The free fall of the rupee
- Indian rupee hit an all-time low at 79.05 against U.S. dollar and will weaken further
- IMF expects rupee to weaken past 94 rupees to dollar mark by FY29.
What is happening with the rupee?
- Indian rupee is witnessing a steady decline this year against U.S. dollar.
- India’s forex reserves have dropped below $600 billion.
- Reason:
- Due to steps taken by RBI to support rupee.
- Fall in dollar value of assets held as reserves by RBI.
Policy of RBI
- It has tried to smoothen fall in exchange value.
- Aim: allow rupee to find its natural value in market without volatility or causing panic among investors.
- State-run banks are instructed to sell dollars to support rupees.
- By selling dollars in open market in exchange for rupees, RBI can improve demand for rupees and cushion its fall.
What determines the rupee's value?
- Value of any currency is determined by its demand and supply.
- When supply increases, its value drops.
- When demand increases, its value rises.

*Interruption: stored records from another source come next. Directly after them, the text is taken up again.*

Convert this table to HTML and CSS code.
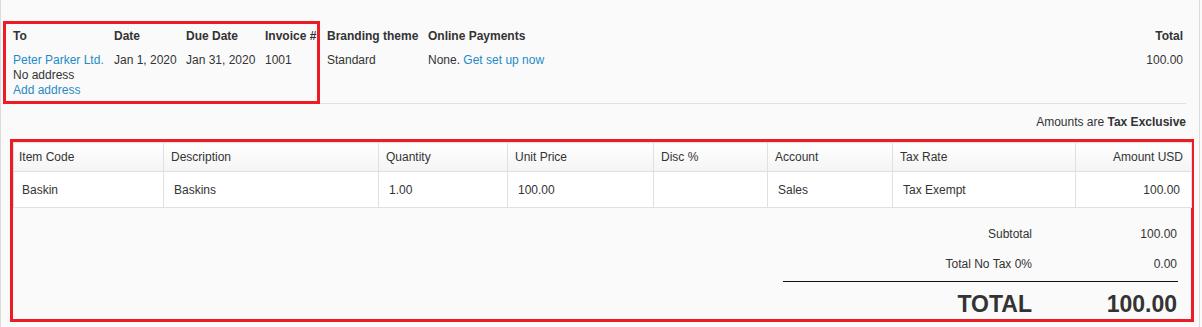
FILE: index.html
```html
<!DOCTYPE html>
<html lang="en">
<head>
<meta charset="utf-8">
<title>Invoice 1001</title>
<link rel="stylesheet" href="styles.css">
</head>
<body>
<div class="page">
  <div class="header">
    <div class="col col-to">
      <div class="lbl">To</div>
      <div class="val">
        <a class="link" href="#">Peter Parker Ltd.</a>
        <div>No address</div>
        <a class="link" href="#">Add address</a>
      </div>
    </div>
    <div class="col col-date">
      <div class="lbl">Date</div>
      <div class="val">Jan 1, 2020</div>
    </div>
    <div class="col col-due">
      <div class="lbl">Due Date</div>
      <div class="val">Jan 31, 2020</div>
    </div>
    <div class="col col-inv">
      <div class="lbl">Invoice #</div>
      <div class="val">1001</div>
    </div>
    <div class="col col-brand">
      <div class="lbl">Branding theme</div>
      <div class="val">Standard</div>
    </div>
    <div class="col col-pay">
      <div class="lbl">Online Payments</div>
      <div class="val">None. <a class="link" href="#">Get set up now</a></div>
    </div>
    <div class="col col-total">
      <div class="lbl">Total</div>
      <div class="val">100.00</div>
    </div>
  </div>

  <div class="amounts">Amounts are <b>Tax Exclusive</b></div>

  <div class="items">
    <table class="lines">
      <colgroup>
        <col class="w-code">
        <col class="w-desc">
        <col class="w-qty">
        <col class="w-price">
        <col class="w-disc">
        <col class="w-acct">
        <col class="w-tax">
        <col class="w-amt">
      </colgroup>
      <thead>
        <tr>
          <th>Item Code</th>
          <th>Description</th>
          <th>Quantity</th>
          <th>Unit Price</th>
          <th>Disc %</th>
          <th>Account</th>
          <th>Tax Rate</th>
          <th class="num">Amount USD</th>
        </tr>
      </thead>
      <tbody>
        <tr>
          <td>Baskin</td>
          <td>Baskins</td>
          <td>1.00</td>
          <td>100.00</td>
          <td></td>
          <td>Sales</td>
          <td>Tax Exempt</td>
          <td class="num">100.00</td>
        </tr>
      </tbody>
    </table>

    <div class="totals">
      <div class="trow">
        <div class="tlbl">Subtotal</div>
        <div class="tval">100.00</div>
      </div>
      <div class="trow">
        <div class="tlbl">Total No Tax 0%</div>
        <div class="tval">0.00</div>
      </div>
      <div class="trow grand">
        <div class="tlbl">TOTAL</div>
        <div class="tval">100.00</div>
      </div>
    </div>
  </div>

  <div class="highlight"></div>
</div>
</body>
</html>
```

FILE: styles.css
```css
html, body {
  margin: 0;
  padding: 0;
}

body {
  background: #fafafa;
  font-family: "Liberation Sans", Arial, sans-serif;
  font-size: 12px;
  color: #333;
}

.page {
  position: relative;
  box-sizing: border-box;
  width: 1200px;
  min-height: 100vh;
  border-left: 1px solid #dcdcdc;
  border-right: 1px solid #dcdcdc;
}

.header {
  display: flex;
  margin: 0 13px 0 12px;
  padding: 28.5px 0 5.5px;
  border-bottom: 1px solid #e0e0e0;
  line-height: 15px;
}

.col {
  display: flex;
  flex-direction: column;
  flex: none;
}

.lbl {
  font-weight: bold;
  margin-bottom: 9px;
}

.col-to { width: 101px; }
.col-date { width: 72px; }
.col-due { width: 79px; }
.col-inv { width: 62px; }
.col-brand { width: 101px; }
.col-pay { width: 200px; }

.col-total {
  margin-left: auto;
  text-align: right;
  padding-right: 3px;
}

.link {
  color: #1f8ac5;
  text-decoration: none;
}

.val .link {
  display: inline;
}

.col-to .val {
  display: flex;
  flex-direction: column;
  align-items: flex-start;
}

.amounts {
  margin: 11px 13px 0 12px;
  text-align: right;
  line-height: 15px;
}

.amounts b {
  font-weight: bold;
}

.items {
  margin: 9px 5px 0 9px;
  border: 3px solid #ed1c24;
}

.lines {
  width: 100%;
  table-layout: fixed;
  border-collapse: collapse;
}

.w-code { width: 150px; }
.w-desc { width: 215px; }
.w-qty { width: 129px; }
.w-price { width: 146px; }
.w-disc { width: 114px; }
.w-acct { width: 125px; }
.w-tax { width: 183px; }
.w-amt { width: 116px; }

.lines th,
.lines td {
  border: 1px solid #e0e0e0;
  text-align: left;
  font-weight: normal;
  white-space: nowrap;
}

.lines th {
  height: 28px;
  padding: 0 8px 0 7px;
  background: linear-gradient(#ffffff, #f4f4f4);
}

.lines th:first-child {
  padding-left: 5px;
}

.lines td {
  height: 35px;
  padding: 0 11px 0 10px;
  background: #ffffff;
}

.lines td:first-child {
  padding-left: 8px;
}

.lines .num {
  text-align: right;
}

.totals {
  width: 395px;
  margin: 11px 13px 0 auto;
  padding-bottom: 2px;
}

.trow {
  display: grid;
  grid-template-columns: 249px 1fr;
  height: 30px;
  line-height: 30px;
}

.tlbl {
  text-align: right;
}

.tval {
  text-align: right;
  padding-right: 1px;
}

.trow.grand {
  margin-top: 2px;
  border-top: 1px solid #111;
  padding-top: 9px;
  height: 26px;
  line-height: 26px;
  font-size: 23px;
  font-weight: bold;
}

.highlight {
  position: absolute;
  left: 2px;
  top: 21px;
  width: 317px;
  height: 83px;
  box-sizing: border-box;
  border: 3px solid #ed1c24;
  pointer-events: none;
}
```
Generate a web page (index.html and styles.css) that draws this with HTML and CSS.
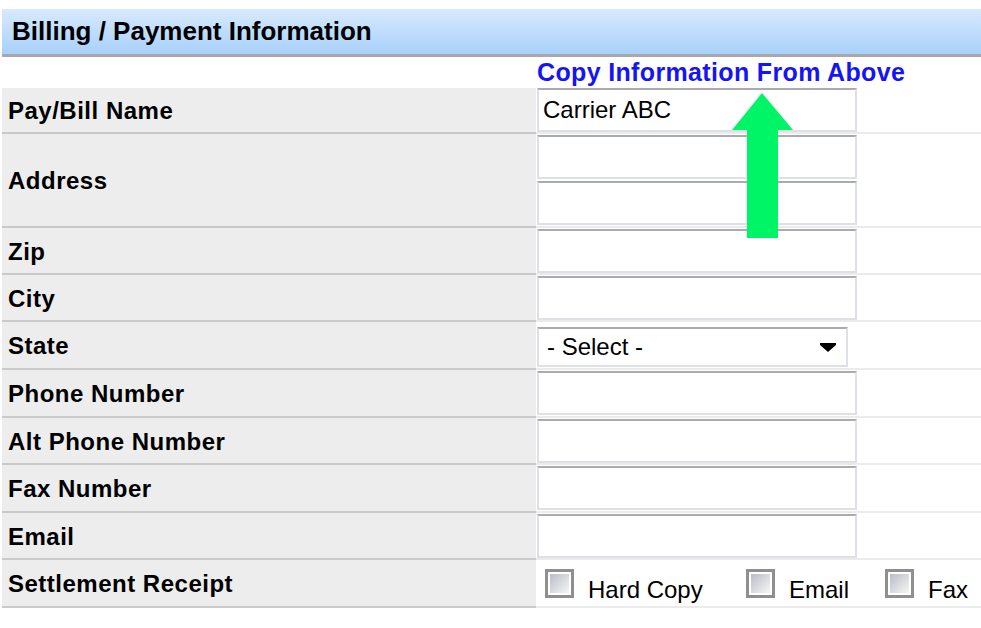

- Central banks determine the supply of currencies.
- Demand depends on the amount of goods and services produced in the economy.
- In forex market:
- Supply is determined by demand for imports and foreign assets.
- Demand depends on foreign demand for Indian exports and other domestic assets.
Reasons for loss in value of Rupee
- Rising benchmark interest rate. by U.S. Federal Reserve:
- Investors seeking higher returns are pulling capital away from emerging markets such as India putting pressure on their currencies.
- High Current account deficit:
- Expected to hit 10-year high of 3.3% of GDP in current financial year.
- India’s import demand amid rising global oil prices will negatively affect rupee.
- Higher domestic price inflation:
- RBI has been creating rupees at a faster rate than U.S. Federal Reserve has been creating dollars.
Way ahead
- Rupee will continue to depreciate against dollar because of differences in long-run inflation between India and U.S.
- As U.S. Federal Reserve raises rates to tackle high inflation, emerging markets will raise their own interest rates to avoid disruptive capital outflows and to protect their currencies.
- As interest rates rise across the globe, threat of a global recession also rises as economies readjust to tighter monetary conditions.